The waiting staff is very professional. The senior waiter who serves us is always able to answer our (many!) enquiries about the (many!) ingredients in the dishes; and the sommelier/manager is VERY serious, going through the prescribed motions of the bottle opening, showing and tasting rite with an unusual elegant formality, despite our modest choice of wine.

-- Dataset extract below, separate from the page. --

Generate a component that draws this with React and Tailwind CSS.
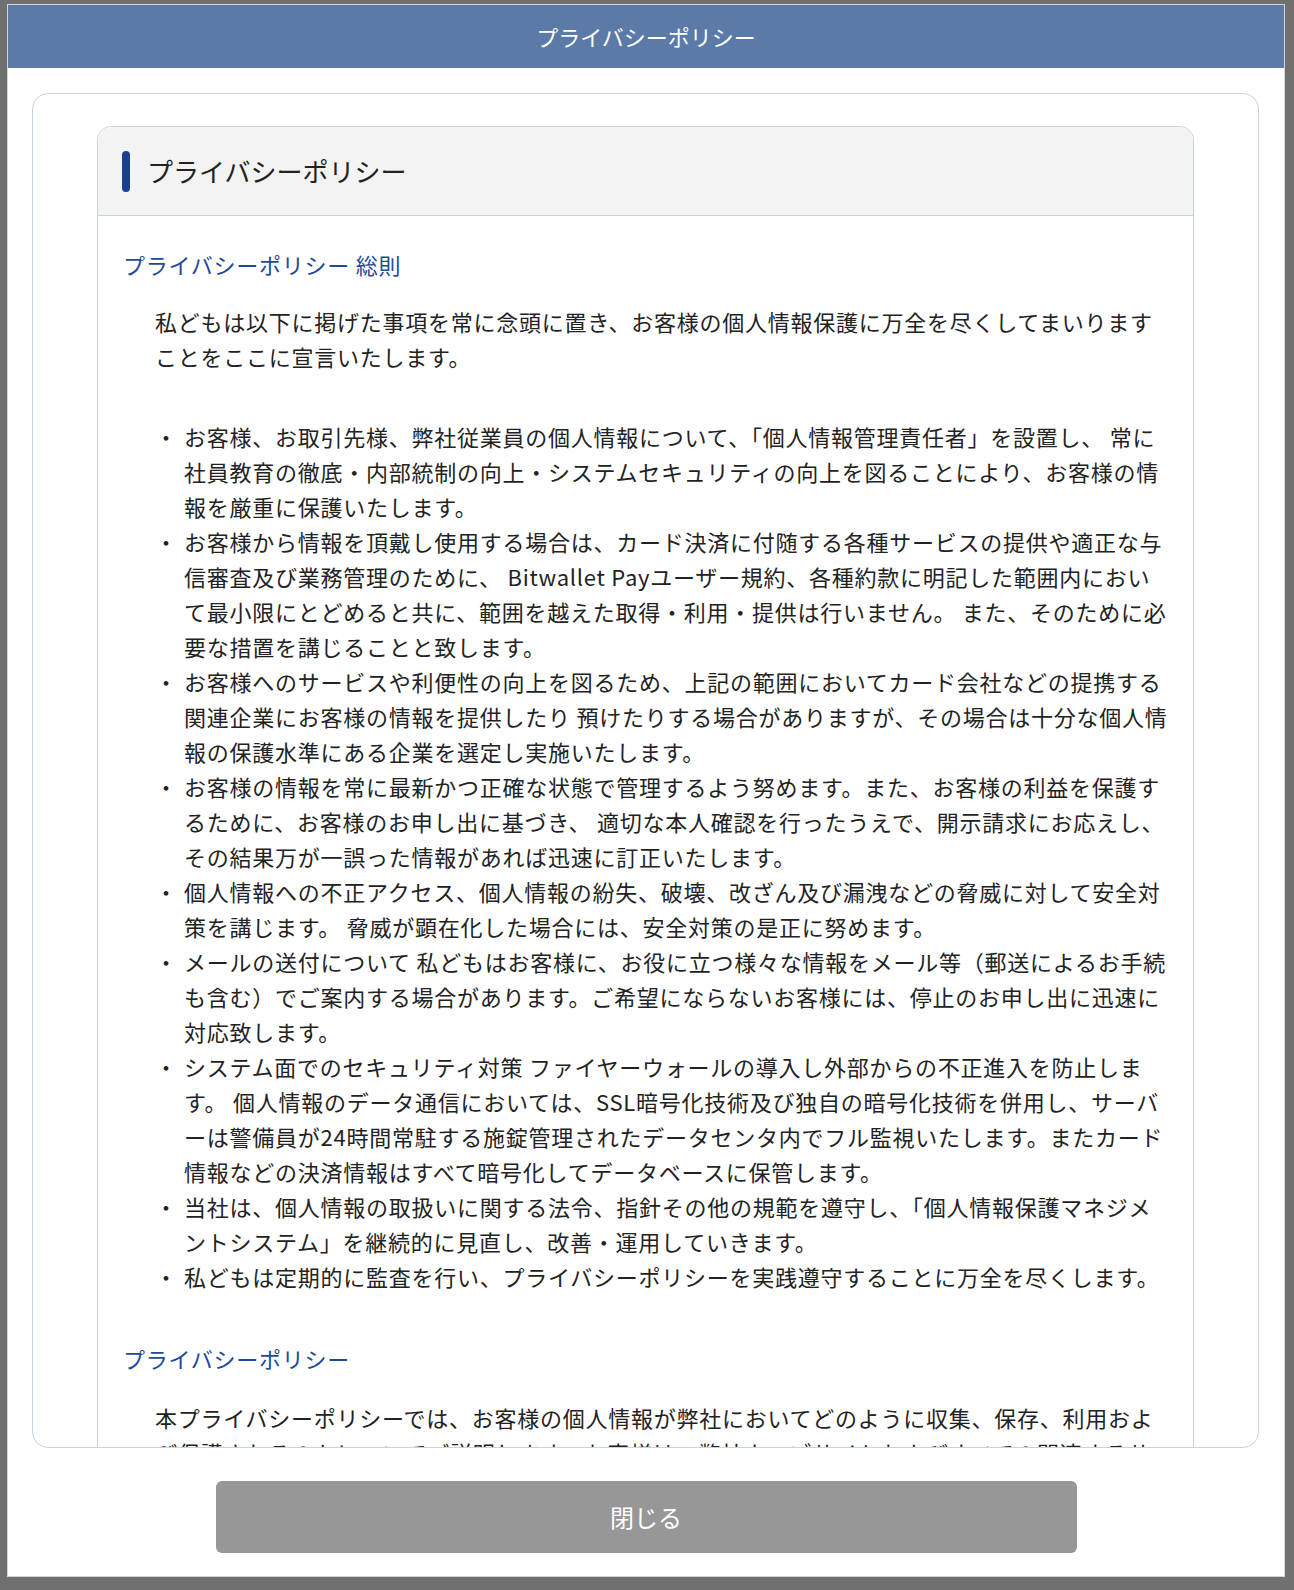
const items = [
  [
    'お客様、お取引先様、弊社従業員の個人情報について、「個人情報管理責任者」を設置し、 常に',
    '社員教育の徹底・内部統制の向上・システムセキュリティの向上を図ることにより、お客様の情',
    '報を厳重に保護いたします。',
  ],
  [
    'お客様から情報を頂戴し使用する場合は、カード決済に付随する各種サービスの提供や適正な与',
    '信審査及び業務管理のために、 Bitwallet Payユーザー規約、各種約款に明記した範囲内におい',
    'て最小限にとどめると共に、範囲を越えた取得・利用・提供は行いません。 また、そのために必',
    '要な措置を講じることと致します。',
  ],
  [
    'お客様へのサービスや利便性の向上を図るため、上記の範囲においてカード会社などの提携する',
    '関連企業にお客様の情報を提供したり 預けたりする場合がありますが、その場合は十分な個人情',
    '報の保護水準にある企業を選定し実施いたします。',
  ],
  [
    'お客様の情報を常に最新かつ正確な状態で管理するよう努めます。また、お客様の利益を保護す',
    'るために、お客様のお申し出に基づき、 適切な本人確認を行ったうえで、開示請求にお応えし、',
    'その結果万が一誤った情報があれば迅速に訂正いたします。',
  ],
  [
    '個人情報への不正アクセス、個人情報の紛失、破壊、改ざん及び漏洩などの脅威に対して安全対',
    '策を講じます。 脅威が顕在化した場合には、安全対策の是正に努めます。',
  ],
  [
    'メールの送付について 私どもはお客様に、お役に立つ様々な情報をメール等（郵送によるお手続',
    'も含む）でご案内する場合があります。ご希望にならないお客様には、停止のお申し出に迅速に',
    '対応致します。',
  ],
  [
    'システム面でのセキュリティ対策 ファイヤーウォールの導入し外部からの不正進入を防止しま',
    'す。 個人情報のデータ通信においては、SSL暗号化技術及び独自の暗号化技術を併用し、サーバ',
    'ーは警備員が24時間常駐する施錠管理されたデータセンタ内でフル監視いたします。またカード',
    '情報などの決済情報はすべて暗号化してデータベースに保管します。',
  ],
  [
    '当社は、個人情報の取扱いに関する法令、指針その他の規範を遵守し、「個人情報保護マネジメ',
    'ントシステム」を継続的に見直し、改善・運用していきます。',
  ],
  ['私どもは定期的に監査を行い、プライバシーポリシーを実践遵守することに万全を尽くします。'],
]

function Lines({ lines }) {
  return lines.map((line, i) => (
    <span key={i} className="block whitespace-nowrap">
      {line}
    </span>
  ))
}

export default function App() {
  return (
    <div className="h-[1590px] bg-[#707070] pt-[4px] pl-[7px] pr-[9px] font-['Noto_Sans_CJK_JP',sans-serif] text-[#222]">
      <div className="h-[1573px] bg-white border border-[#d6d6d6] flex flex-col">
        {/* Modal header */}
        <div className="h-[63px] shrink-0 bg-[#5b7aa8] flex items-center justify-center">
          <span className="text-[22px] text-white">プライバシーポリシー</span>
        </div>

        {/* Scroll area */}
        <div className="pl-[24px] pr-[25px] pt-[25px]">
          <div className="h-[1355px] border border-[#c9d3e0] rounded-[16px] overflow-hidden px-[64px] pt-[32px]">
            <div className="border border-[#c9d3e0] rounded-t-[14px] min-h-[1400px]">
              <div className="h-[89px] bg-[#f3f3f3] border-b border-[#c9d3e0] rounded-t-[14px] flex items-center pl-[24px]">
                <span className="w-[8px] h-[41px] rounded-full bg-[#1b3f8f]" />
                <h1 className="ml-[17px] text-[26px] leading-none">プライバシーポリシー</h1>
              </div>

              <div className="pl-[25px] pt-[31px] text-[22px] leading-[35px] tracking-[0.75px]">
                <h2 className="text-[#1d4a9c]">プライバシーポリシー 総則</h2>
                <p className="mt-[22px] ml-[32px]">
                  <Lines
                    lines={[
                      '私どもは以下に掲げた事項を常に念頭に置き、お客様の個人情報保護に万全を尽くしてまいります',
                      'ことをここに宣言いたします。',
                    ]}
                  />
                </p>

                <ul className="mt-[45px] ml-[32px]">
                  {items.map((lines, i) => (
                    <li key={i} className="flex">
                      <span className="w-[29px] shrink-0">・</span>
                      <div>
                        <Lines lines={lines} />
                      </div>
                    </li>
                  ))}
                </ul>

                <h2 className="mt-[47px] text-[#1d4a9c]">プライバシーポリシー</h2>
                <p className="mt-[24px] ml-[32px]">
                  <Lines
                    lines={[
                      '本プライバシーポリシーでは、お客様の個人情報が弊社においてどのように収集、保存、利用およ',
                      'び保護されるのかについてご説明します。お客様は、弊社ウェブサイトおよびすべての関連するサ',
                    ]}
                  />
                </p>
              </div>
            </div>
          </div>
        </div>

        {/* Footer button */}
        <div className="pt-[33px] flex justify-center">
          <button className="w-[861px] h-[72px] rounded-[6px] bg-[#979797] text-white text-[24px]">
            閉じる
          </button>
        </div>
      </div>
    </div>
  )
}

As you can see we had extreme ups and extreme downs this evening, sometimes within the same dish! The best thing about Boka’ cuisine is that Prometean sense of unboundedness that one often finds in the New World: nothing is forbidden or impossible: you saw it, Japanese, French, Chinese, Italian, no ingredient in the world (what a range!), no cooking technique, is excluded from the plate. And Chef Tentori (and Dahl) is gifted with technique, personality and creativity in abundance. Some flavours were memorable. What we missed, though, was the balance, the sense of proportion, the elegance and the focus in the dish that we so much appreciate. There is to some extent a cultural clash here, and one might say that this is New World fusion cuisine, take it or leave it. But if top Japanese and Italian cuisine offer clean, elegant dishes firmly centered on the main raw material, and a good French dish is always supremely balanced and focused no matter how rich, why does their fusion need to generate (sometimes) such a holy mess, why does it lead to such strange choices of flavour pairings? We shall leave you with this conundrum. Anyway, if you are in Chicago, it is worth trying Boka.